Labor Productivity (in relation to AD)
Not a driver of AD; affects aggregate supply (AS) rather than demand.
Aggregate Supply (AS)
Total quantity of goods and services firms are willing and able to produce at different price levels.
Short-Run Aggregate Supply (SRAS)
Upward-sloping in the short run because some input prices (like wages) are sticky.
Sticky Wages
Nominal wages that do not adjust immediately to changing economic conditions, affecting SRAS.
Commodity Prices
Prices of key inputs (e.g., oil) that can shift SRAS by changing production costs.
Nominal Wages
Wages fixed in the short run which can affect SRAS when they adjust.
Productivity (in relation to SRAS)
Higher productivity lowers costs and shifts SRAS to the right.
Long-Run Aggregate Supply (LRAS)
Vertical in the long run; shows the economy’s potential output when all prices and wages are flexible.
Potential Output
The economy’s sustainable full-employment level of real GDP, determined by resources and technology.
Recessionary Gap
When actual output is below potential output, with higher unemployment.
Inflationary Gap
When actual output is above potential output, with rising price pressures.
Self-Correcting Mechanism
The economy’s tendency to return to LRAS through adjustments in SRAS via wage/price changes.
Fiscal Policy
Government use of spending, taxes, and transfers to manage aggregate demand.
Government Transfers
Payments by the government to households (e.g., unemployment benefits) that affect AD indirectly.
Taxes (T)
Levies that affect disposable income and investment, influencing AD indirectly.
Expansionary Fiscal Policy
Increase G, decrease T, or increase transfers to shift AD right and reduce a recessionary gap.

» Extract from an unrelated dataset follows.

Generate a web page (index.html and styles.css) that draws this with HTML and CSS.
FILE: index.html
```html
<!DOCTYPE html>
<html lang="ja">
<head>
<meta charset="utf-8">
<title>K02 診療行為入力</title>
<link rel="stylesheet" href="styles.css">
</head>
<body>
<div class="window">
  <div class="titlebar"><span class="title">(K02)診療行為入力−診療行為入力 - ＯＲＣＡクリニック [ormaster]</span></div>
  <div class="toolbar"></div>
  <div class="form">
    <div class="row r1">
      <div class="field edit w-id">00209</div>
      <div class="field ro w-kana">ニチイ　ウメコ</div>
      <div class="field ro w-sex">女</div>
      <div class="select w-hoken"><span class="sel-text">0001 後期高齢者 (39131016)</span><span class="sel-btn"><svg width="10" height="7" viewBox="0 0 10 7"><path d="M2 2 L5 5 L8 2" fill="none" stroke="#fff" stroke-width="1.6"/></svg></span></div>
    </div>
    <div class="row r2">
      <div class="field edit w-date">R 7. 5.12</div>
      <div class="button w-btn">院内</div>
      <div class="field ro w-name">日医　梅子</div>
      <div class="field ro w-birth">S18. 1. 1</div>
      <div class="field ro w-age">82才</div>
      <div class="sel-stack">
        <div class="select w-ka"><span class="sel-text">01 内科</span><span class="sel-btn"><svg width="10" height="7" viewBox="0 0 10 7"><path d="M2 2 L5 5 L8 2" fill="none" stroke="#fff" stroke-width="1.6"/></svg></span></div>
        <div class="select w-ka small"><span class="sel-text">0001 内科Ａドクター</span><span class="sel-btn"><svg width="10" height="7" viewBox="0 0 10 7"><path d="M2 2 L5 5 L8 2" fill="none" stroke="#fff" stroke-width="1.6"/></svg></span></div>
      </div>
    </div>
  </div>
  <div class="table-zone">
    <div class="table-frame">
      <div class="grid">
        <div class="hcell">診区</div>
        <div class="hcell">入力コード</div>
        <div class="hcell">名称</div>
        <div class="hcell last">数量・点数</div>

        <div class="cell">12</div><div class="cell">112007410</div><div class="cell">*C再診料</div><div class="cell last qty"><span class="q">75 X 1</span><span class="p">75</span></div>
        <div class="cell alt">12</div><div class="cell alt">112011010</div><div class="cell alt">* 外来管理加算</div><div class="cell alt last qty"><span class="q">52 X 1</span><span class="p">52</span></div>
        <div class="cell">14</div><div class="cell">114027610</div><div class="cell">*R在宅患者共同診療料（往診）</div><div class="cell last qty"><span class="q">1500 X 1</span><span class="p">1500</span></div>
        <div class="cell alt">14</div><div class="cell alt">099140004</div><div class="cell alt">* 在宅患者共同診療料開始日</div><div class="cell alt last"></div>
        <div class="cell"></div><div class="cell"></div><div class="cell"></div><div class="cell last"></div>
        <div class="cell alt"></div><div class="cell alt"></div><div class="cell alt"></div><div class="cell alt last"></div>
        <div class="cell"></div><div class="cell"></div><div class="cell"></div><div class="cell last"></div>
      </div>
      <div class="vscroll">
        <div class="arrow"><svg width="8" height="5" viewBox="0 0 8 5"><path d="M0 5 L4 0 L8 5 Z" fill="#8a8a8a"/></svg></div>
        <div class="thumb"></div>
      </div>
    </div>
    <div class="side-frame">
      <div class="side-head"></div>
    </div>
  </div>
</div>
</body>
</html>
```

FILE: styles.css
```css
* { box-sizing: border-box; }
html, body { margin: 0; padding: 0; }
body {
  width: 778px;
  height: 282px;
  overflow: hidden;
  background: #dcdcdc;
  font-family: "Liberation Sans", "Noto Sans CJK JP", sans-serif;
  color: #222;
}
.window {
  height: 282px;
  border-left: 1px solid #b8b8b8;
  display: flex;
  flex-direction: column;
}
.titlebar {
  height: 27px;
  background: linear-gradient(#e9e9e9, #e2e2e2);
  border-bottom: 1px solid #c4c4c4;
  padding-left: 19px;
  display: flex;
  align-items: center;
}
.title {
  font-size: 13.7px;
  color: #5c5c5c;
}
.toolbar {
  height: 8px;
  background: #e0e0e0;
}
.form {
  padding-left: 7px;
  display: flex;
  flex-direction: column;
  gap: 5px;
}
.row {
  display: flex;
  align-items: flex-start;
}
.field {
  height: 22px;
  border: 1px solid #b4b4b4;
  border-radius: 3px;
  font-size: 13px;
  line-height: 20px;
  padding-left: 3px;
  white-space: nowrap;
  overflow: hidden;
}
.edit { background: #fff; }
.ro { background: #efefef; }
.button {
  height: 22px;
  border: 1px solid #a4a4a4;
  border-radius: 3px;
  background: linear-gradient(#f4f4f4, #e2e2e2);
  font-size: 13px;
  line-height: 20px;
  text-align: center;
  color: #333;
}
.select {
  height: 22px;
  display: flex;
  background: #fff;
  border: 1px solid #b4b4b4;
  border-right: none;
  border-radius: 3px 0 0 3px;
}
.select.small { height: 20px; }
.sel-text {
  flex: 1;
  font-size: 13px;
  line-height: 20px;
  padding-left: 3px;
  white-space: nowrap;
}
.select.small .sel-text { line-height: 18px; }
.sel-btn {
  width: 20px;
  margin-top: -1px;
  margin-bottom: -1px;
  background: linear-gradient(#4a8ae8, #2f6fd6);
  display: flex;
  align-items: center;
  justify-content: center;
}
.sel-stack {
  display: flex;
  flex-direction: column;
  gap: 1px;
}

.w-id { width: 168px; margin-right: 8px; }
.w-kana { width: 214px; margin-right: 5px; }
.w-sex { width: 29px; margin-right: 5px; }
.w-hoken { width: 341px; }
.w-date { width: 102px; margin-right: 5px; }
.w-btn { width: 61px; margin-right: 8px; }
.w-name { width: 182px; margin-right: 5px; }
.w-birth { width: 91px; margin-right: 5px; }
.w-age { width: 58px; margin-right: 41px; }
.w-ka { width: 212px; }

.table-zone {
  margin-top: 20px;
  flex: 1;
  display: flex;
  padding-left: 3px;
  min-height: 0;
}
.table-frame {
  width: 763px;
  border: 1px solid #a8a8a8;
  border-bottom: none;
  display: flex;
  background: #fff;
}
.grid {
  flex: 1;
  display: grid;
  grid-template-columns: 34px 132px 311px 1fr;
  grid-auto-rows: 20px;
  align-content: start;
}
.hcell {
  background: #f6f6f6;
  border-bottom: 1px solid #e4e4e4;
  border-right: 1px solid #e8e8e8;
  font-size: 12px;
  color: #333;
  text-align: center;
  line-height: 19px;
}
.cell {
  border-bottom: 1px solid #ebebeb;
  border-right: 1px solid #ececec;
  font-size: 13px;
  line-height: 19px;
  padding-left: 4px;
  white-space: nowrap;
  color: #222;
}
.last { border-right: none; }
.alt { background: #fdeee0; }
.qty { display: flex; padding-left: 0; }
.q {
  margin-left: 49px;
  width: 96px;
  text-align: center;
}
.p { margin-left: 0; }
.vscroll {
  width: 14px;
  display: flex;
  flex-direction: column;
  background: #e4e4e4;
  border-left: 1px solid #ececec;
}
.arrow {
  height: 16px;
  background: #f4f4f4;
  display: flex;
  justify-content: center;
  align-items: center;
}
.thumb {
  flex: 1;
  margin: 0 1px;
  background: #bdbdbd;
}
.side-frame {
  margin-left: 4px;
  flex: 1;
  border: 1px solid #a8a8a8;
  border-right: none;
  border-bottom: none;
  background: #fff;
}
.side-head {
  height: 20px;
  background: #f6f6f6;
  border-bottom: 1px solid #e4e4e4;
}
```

Contractionary Fiscal Policy
Decrease G, increase T, or decrease transfers to shift AD left and curb inflation.
Multiplier
The ratio showing how much GDP changes in response to a change in autonomous spending: 1/(1−MPC).
MPC (Marginal Propensity to Consume)
The fraction of an additional dollar of disposable income that is spent.
Spending Multiplier
The GDP impact of a change in autonomous spending; equal to 1/(1−MPC) in simple spending cases.
Tax Multiplier
The GDP impact of a change in taxes; equal to −MPC/(1−MPC).
Automatic Stabilizers
Policy rules (like transfers and progressive taxes) that automatically counteract economic fluctuations.
Money
A medium of exchange, a unit of account, and a store of value in fiat form.
Fiat Money
Money whose value comes from government decree and acceptance, not intrinsic value.
M1
Narrow money: currency in circulation, checking deposits, and traveler's checks.
M2
Broader money: M1 plus near-moneys like savings deposits, time deposits, and money market funds.
Fractional-Reserve Banking
Banks keep only a fraction of deposits as reserves and loan out the rest, creating new money.
Reserve Ratio
The fraction of deposits banks must hold as reserves.
Money Multiplier
The factor by which an initial deposit can multiply the money supply: 1/reserve ratio.
Deposit Insurance
Government guarantees (e.g., FDIC) that protect bank deposits up to a limit to prevent runs.
Federal Funds Market
Overnight lending market between banks; the federal funds rate is the key rate.
Federal Funds Rate
The interest rate at which banks lend reserves to each other; the Fed targets this rate.
Open-Market Operations
Fed actions to buy or sell government securities to influence the money supply.
Open-Market Purchase
Fed buys government bonds, increases bank reserves, and expands the money supply.
Open-Market Sale
Fed sells government bonds, drains reserves, and contracts the money supply.
Transmission Mechanism of Monetary Policy
Process by which changes in the money supply affect interest rates, AD, and real output.
Money Demand Curve
Downward-sloping curve: higher interest rates raise the opportunity cost of holding money, reducing demand.
Money Supply Curve
Vertical in the short run; controlled by the central bank (the Fed).